In the legal notice, the pilots’ body has asserted that Anand, who is also an Air India pilot, had no association whatsoever with the AI171 aircraft that crashed, whether relating to its planning, dispatch, operation, maintenance, certification, airworthiness clearance, or crew composition.

Summoning him, the Federation said, was "wholly unwarranted and amounts to harassment and distress in the aftermath of a tragic loss".

According to the notice, Anand is neither a factual or technical expert, nor a witness in the case.

The only apparent basis for calling him, the Federation has argued, are his family ties with the dead pilot-in-command, which is "impermissible in law and renders the summoning arbitrary and unsustainable".

"Such conduct gives rise to a serious apprehension that the investigation is proceeding on a preconceived narrative seeking to portray or attribute responsibility to the deceased flight crew rather than objectively examining systemic, mechanical or operational causes," the Federation has said.

Anand was informed by his employer, Air India, that the AAIB had asked him to appear in connection with the crash, the Federation said.

The Federation said the AAIB summons did not disclose the statutory provision, purpose, or relevance under which Anand had been summoned, nor did it specify the capacity in which his presencewas required.

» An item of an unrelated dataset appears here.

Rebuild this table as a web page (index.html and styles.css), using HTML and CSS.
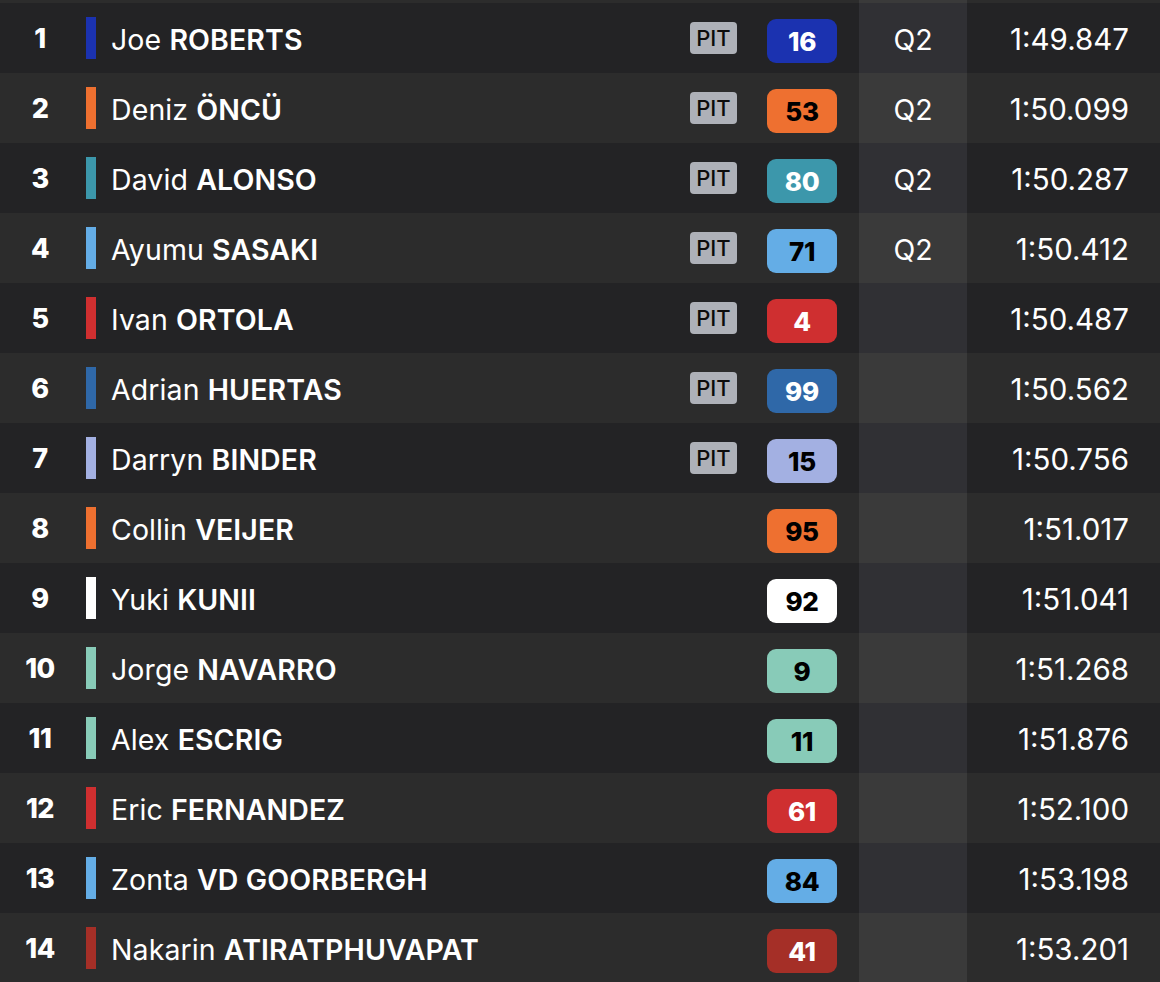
FILE: index.html
```html
<!DOCTYPE html>
<html lang="en">
<head>
<meta charset="utf-8">
<title>Classification</title>
<link rel="stylesheet" href="styles.css">
</head>
<body>
<div class="table">
  <div class="row even top"><div class="pos"></div><div class="bar none"></div><div class="name"></div><div class="pit blank"></div><div class="num blank"></div><div class="q"></div><div class="time"></div></div>

  <div class="row odd"><div class="pos">1</div><div class="bar c-blue"></div><div class="name">Joe <b>ROBERTS</b></div><div class="pit">PIT</div><div class="num c-blue light">16</div><div class="q">Q2</div><div class="time">1:49.847</div></div>
  <div class="row even"><div class="pos">2</div><div class="bar c-orange"></div><div class="name">Deniz <b>ÖNCÜ</b></div><div class="pit">PIT</div><div class="num c-orange">53</div><div class="q">Q2</div><div class="time">1:50.099</div></div>
  <div class="row odd"><div class="pos">3</div><div class="bar c-teal"></div><div class="name">David <b>ALONSO</b></div><div class="pit">PIT</div><div class="num c-teal light">80</div><div class="q">Q2</div><div class="time">1:50.287</div></div>
  <div class="row even"><div class="pos">4</div><div class="bar c-sky"></div><div class="name">Ayumu <b>SASAKI</b></div><div class="pit">PIT</div><div class="num c-sky">71</div><div class="q">Q2</div><div class="time">1:50.412</div></div>
  <div class="row odd"><div class="pos">5</div><div class="bar c-red"></div><div class="name">Ivan <b>ORTOLA</b></div><div class="pit">PIT</div><div class="num c-red light">4</div><div class="q"></div><div class="time">1:50.487</div></div>
  <div class="row even"><div class="pos">6</div><div class="bar c-navy"></div><div class="name">Adrian <b>HUERTAS</b></div><div class="pit">PIT</div><div class="num c-navy light">99</div><div class="q"></div><div class="time">1:50.562</div></div>
  <div class="row odd"><div class="pos">7</div><div class="bar c-lav"></div><div class="name">Darryn <b>BINDER</b></div><div class="pit">PIT</div><div class="num c-lav">15</div><div class="q"></div><div class="time">1:50.756</div></div>
  <div class="row even"><div class="pos">8</div><div class="bar c-orange"></div><div class="name">Collin <b>VEIJER</b></div><div class="pit blank"></div><div class="num c-orange">95</div><div class="q"></div><div class="time">1:51.017</div></div>
  <div class="row odd"><div class="pos">9</div><div class="bar c-white"></div><div class="name">Yuki <b>KUNII</b></div><div class="pit blank"></div><div class="num c-white">92</div><div class="q"></div><div class="time">1:51.041</div></div>
  <div class="row even"><div class="pos">10</div><div class="bar c-mint"></div><div class="name">Jorge <b>NAVARRO</b></div><div class="pit blank"></div><div class="num c-mint">9</div><div class="q"></div><div class="time">1:51.268</div></div>
  <div class="row odd"><div class="pos">11</div><div class="bar c-mint"></div><div class="name">Alex <b>ESCRIG</b></div><div class="pit blank"></div><div class="num c-mint">11</div><div class="q"></div><div class="time">1:51.876</div></div>
  <div class="row even"><div class="pos">12</div><div class="bar c-red"></div><div class="name">Eric <b>FERNANDEZ</b></div><div class="pit blank"></div><div class="num c-red light">61</div><div class="q"></div><div class="time">1:52.100</div></div>
  <div class="row odd"><div class="pos">13</div><div class="bar c-sky"></div><div class="name">Zonta <b>VD GOORBERGH</b></div><div class="pit blank"></div><div class="num c-sky">84</div><div class="q"></div><div class="time">1:53.198</div></div>
  <div class="row even"><div class="pos">14</div><div class="bar c-maroon"></div><div class="name">Nakarin <b>ATIRATPHUVAPAT</b></div><div class="pit blank"></div><div class="num c-maroon light">41</div><div class="q"></div><div class="time">1:53.201</div></div>
</div>
</body>
</html>
```
FILE: styles.css
```css
html, body {
  margin: 0;
  padding: 0;
  background: #2c2c2c;
}
body {
  font-family: "Inter", "Liberation Sans", sans-serif;
  color: #ffffff;
  overflow: hidden;
}
.table {
  display: flex;
  flex-direction: column;
  width: 1160px;
}
.row {
  display: flex;
  align-items: center;
  height: 70px;
  flex-shrink: 0;
}
.row.top {
  height: 3px;
  overflow: hidden;
}
.row.odd { background: #232325; }
.row.even { background: #2c2c2c; }

.pos {
  width: 80px;
  text-align: center;
  font-weight: 800;
  font-size: 27px;
  letter-spacing: -0.5px;
}
.bar {
  width: 10px;
  height: 42px;
  margin-left: 6px;
}
.name {
  flex: 1;
  margin-left: 15px;
  padding-top: 2px;
  font-size: 28.5px;
  font-weight: 400;
  white-space: nowrap;
  letter-spacing: 0.1px;
}
.name b { font-weight: 600; }

.pit {
  width: 47px;
  height: 32px;
  border-radius: 4px;
  background: #aeb1b8;
  color: #0c0c0c;
  font-size: 22px;
  font-weight: 500;
  display: flex;
  align-items: center;
  justify-content: center;
}
.pit.blank, .num.blank { background: transparent; }

.num {
  width: 70px;
  height: 44px;
  margin-left: 30px;
  margin-top: 6px;
  border-radius: 9px;
  color: #000000;
  font-size: 26px;
  font-weight: 800;
  display: flex;
  align-items: center;
  justify-content: center;
  letter-spacing: -0.3px;
}
.num.light { color: #ffffff; }

.q {
  width: 108px;
  margin-left: 22px;
  align-self: stretch;
  display: flex;
  align-items: center;
  justify-content: center;
  padding-top: 2px;
  box-sizing: border-box;
  font-size: 28.5px;
}
.row.odd .q { background: #303034; }
.row.even .q { background: #3a3a3a; }

.time {
  width: 193px;
  box-sizing: border-box;
  text-align: right;
  padding-right: 31px;
  padding-top: 2px;
  font-size: 29.5px;
}

.c-blue { background: #1b32b0; }
.c-orange { background: #ee7030; }
.c-teal { background: #3c97ab; }
.c-sky { background: #64ade6; }
.c-red { background: #cf2f30; }
.c-navy { background: #2f68a8; }
.c-lav { background: #a3b0e2; }
.c-white { background: #ffffff; }
.c-mint { background: #88cbb8; }
.c-maroon { background: #a52f27; }
```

“The summoning of Capt. Varun Anand, as also of other family members, is wholly without jurisdiction and contrary to the Aircraft (Investigation of Accidents and Incidents) Rules as well as International Civil Aviation Organisation (ICAO) Annexe 13, which strictly confines accident investigations to technical, safety-oriented fact-finding and expressly prohibits attribution of blame or liability,” the legal notice says.

“The governing framework does not contemplate examination of family members of deceased crew who have no factual or technical linkage to the occurrence.”

However, the pilots’ body clarified that Anand could appear via videoconferencing and answer any question he might be asked.

The preliminary crash report had raised several questions without conclusively explaining the cause.

The investigators had noted that fuel supply to both engines had been cut off seconds after takeoff, and that the cockpit voice recordings had captured confusion between the two pilots, with one asking why the cutoff had been initiated and the other responding that he had not done it.

The findings had prompted Sabharwal’s 91-year-old father, Pushkar Raj Sabharwal, the Federation and the NGO Safety Matters Foundation to move the Supreme Court, alleging the preliminary report was biased and incomplete and demanding a court-monitored probe.